/---
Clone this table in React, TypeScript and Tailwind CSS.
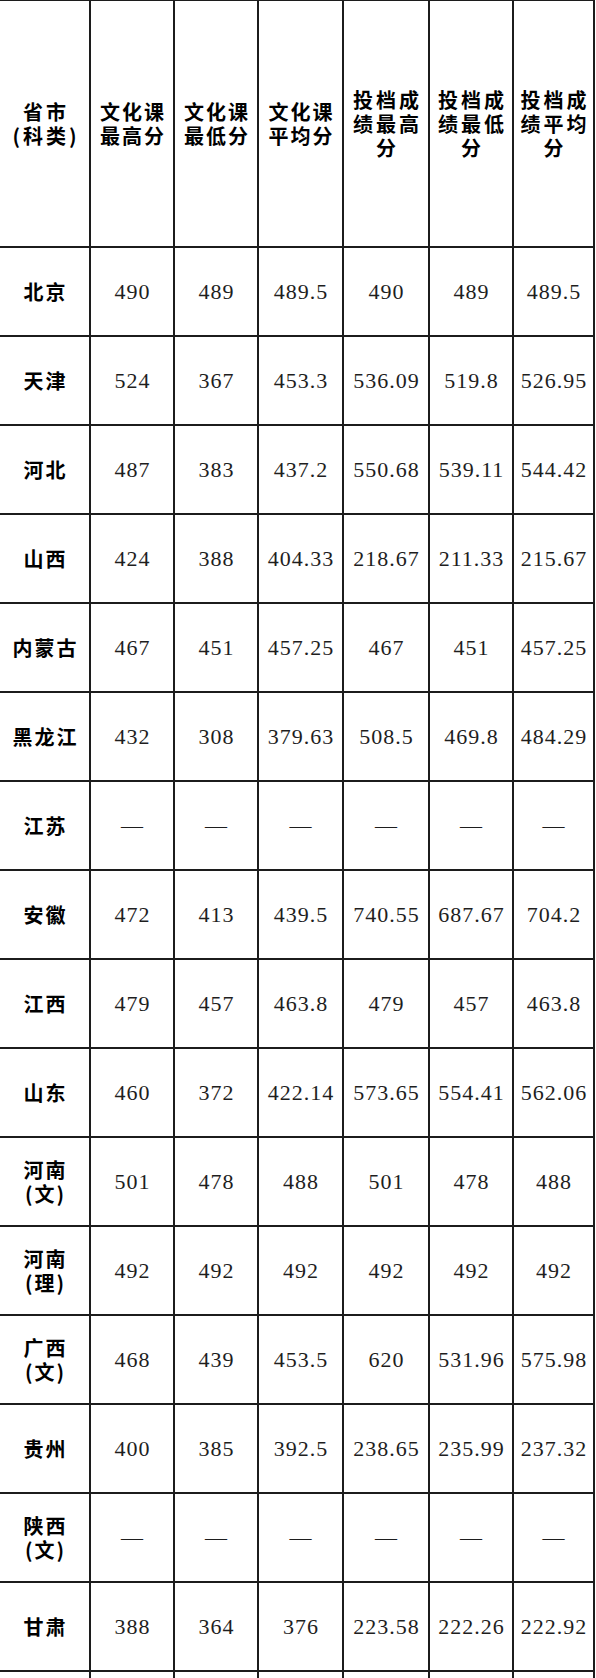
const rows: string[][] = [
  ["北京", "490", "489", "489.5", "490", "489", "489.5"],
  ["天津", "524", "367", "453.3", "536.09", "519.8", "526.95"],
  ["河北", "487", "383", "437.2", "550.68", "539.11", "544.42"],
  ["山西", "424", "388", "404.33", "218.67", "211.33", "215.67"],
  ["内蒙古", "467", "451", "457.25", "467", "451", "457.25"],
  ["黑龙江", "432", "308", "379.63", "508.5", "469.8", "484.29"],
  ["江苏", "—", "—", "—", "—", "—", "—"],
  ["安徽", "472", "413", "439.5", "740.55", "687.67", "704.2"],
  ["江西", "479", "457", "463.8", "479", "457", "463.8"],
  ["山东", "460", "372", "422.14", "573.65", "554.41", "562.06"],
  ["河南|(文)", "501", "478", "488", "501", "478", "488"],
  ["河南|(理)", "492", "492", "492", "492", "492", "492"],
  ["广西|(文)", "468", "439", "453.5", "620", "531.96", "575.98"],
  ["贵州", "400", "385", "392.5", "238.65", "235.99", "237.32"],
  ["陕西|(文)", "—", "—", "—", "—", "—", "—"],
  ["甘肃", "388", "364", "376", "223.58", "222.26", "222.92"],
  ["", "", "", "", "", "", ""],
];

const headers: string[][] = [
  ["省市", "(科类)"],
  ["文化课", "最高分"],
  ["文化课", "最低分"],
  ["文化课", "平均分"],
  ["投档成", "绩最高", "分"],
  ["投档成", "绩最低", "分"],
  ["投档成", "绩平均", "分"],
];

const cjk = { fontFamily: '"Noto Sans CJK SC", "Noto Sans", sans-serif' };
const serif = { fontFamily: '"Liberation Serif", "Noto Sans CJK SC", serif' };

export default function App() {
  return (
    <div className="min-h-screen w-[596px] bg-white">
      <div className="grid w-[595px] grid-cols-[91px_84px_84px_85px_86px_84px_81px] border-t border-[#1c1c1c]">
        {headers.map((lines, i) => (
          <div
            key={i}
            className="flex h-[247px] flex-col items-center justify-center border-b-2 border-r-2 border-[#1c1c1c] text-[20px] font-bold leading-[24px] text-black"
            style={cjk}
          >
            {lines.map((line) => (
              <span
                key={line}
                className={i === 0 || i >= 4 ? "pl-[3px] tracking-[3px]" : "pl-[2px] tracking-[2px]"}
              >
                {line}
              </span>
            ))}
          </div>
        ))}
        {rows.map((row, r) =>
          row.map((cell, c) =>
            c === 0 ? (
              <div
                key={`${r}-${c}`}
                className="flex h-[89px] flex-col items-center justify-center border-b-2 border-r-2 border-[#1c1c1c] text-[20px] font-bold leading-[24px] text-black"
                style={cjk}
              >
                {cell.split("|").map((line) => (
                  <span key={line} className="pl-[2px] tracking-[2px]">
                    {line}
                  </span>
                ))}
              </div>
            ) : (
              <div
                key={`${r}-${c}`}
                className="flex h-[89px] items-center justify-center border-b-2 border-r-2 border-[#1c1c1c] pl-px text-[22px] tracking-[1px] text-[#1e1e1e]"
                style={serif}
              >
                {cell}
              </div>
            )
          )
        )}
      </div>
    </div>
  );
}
\---
● **Exercise description**
Reproduce the material above in full and without alteration, but skip all pictures.

● **Answer**
Clone this table in React, TypeScript and Tailwind CSS.
const rows: string[][] = [
  ["北京", "490", "489", "489.5", "490", "489", "489.5"],
  ["天津", "524", "367", "453.3", "536.09", "519.8", "526.95"],
  ["河北", "487", "383", "437.2", "550.68", "539.11", "544.42"],
  ["山西", "424", "388", "404.33", "218.67", "211.33", "215.67"],
  ["内蒙古", "467", "451", "457.25", "467", "451", "457.25"],
  ["黑龙江", "432", "308", "379.63", "508.5", "469.8", "484.29"],
  ["江苏", "—", "—", "—", "—", "—", "—"],
  ["安徽", "472", "413", "439.5", "740.55", "687.67", "704.2"],
  ["江西", "479", "457", "463.8", "479", "457", "463.8"],
  ["山东", "460", "372", "422.14", "573.65", "554.41", "562.06"],
  ["河南|(文)", "501", "478", "488", "501", "478", "488"],
  ["河南|(理)", "492", "492", "492", "492", "492", "492"],
  ["广西|(文)", "468", "439", "453.5", "620", "531.96", "575.98"],
  ["贵州", "400", "385", "392.5", "238.65", "235.99", "237.32"],
  ["陕西|(文)", "—", "—", "—", "—", "—", "—"],
  ["甘肃", "388", "364", "376", "223.58", "222.26", "222.92"],
  ["", "", "", "", "", "", ""],
];

const headers: string[][] = [
  ["省市", "(科类)"],
  ["文化课", "最高分"],
  ["文化课", "最低分"],
  ["文化课", "平均分"],
  ["投档成", "绩最高", "分"],
  ["投档成", "绩最低", "分"],
  ["投档成", "绩平均", "分"],
];

const cjk = { fontFamily: '"Noto Sans CJK SC", "Noto Sans", sans-serif' };
const serif = { fontFamily: '"Liberation Serif", "Noto Sans CJK SC", serif' };

export default function App() {
  return (
    <div className="min-h-screen w-[596px] bg-white">
      <div className="grid w-[595px] grid-cols-[91px_84px_84px_85px_86px_84px_81px] border-t border-[#1c1c1c]">
        {headers.map((lines, i) => (
          <div
            key={i}
            className="flex h-[247px] flex-col items-center justify-center border-b-2 border-r-2 border-[#1c1c1c] text-[20px] font-bold leading-[24px] text-black"
            style={cjk}
          >
            {lines.map((line) => (
              <span
                key={line}
                className={i === 0 || i >= 4 ? "pl-[3px] tracking-[3px]" : "pl-[2px] tracking-[2px]"}
              >
                {line}
              </span>
            ))}
          </div>
        ))}
        {rows.map((row, r) =>
          row.map((cell, c) =>
            c === 0 ? (
              <div
                key={`${r}-${c}`}
                className="flex h-[89px] flex-col items-center justify-center border-b-2 border-r-2 border-[#1c1c1c] text-[20px] font-bold leading-[24px] text-black"
                style={cjk}
              >
                {cell.split("|").map((line) => (
                  <span key={line} className="pl-[2px] tracking-[2px]">
                    {line}
                  </span>
                ))}
              </div>
            ) : (
              <div
                key={`${r}-${c}`}
                className="flex h-[89px] items-center justify-center border-b-2 border-r-2 border-[#1c1c1c] pl-px text-[22px] tracking-[1px] text-[#1e1e1e]"
                style={serif}
              >
                {cell}
              </div>
            )
          )
        )}
      </div>
    </div>
  );
}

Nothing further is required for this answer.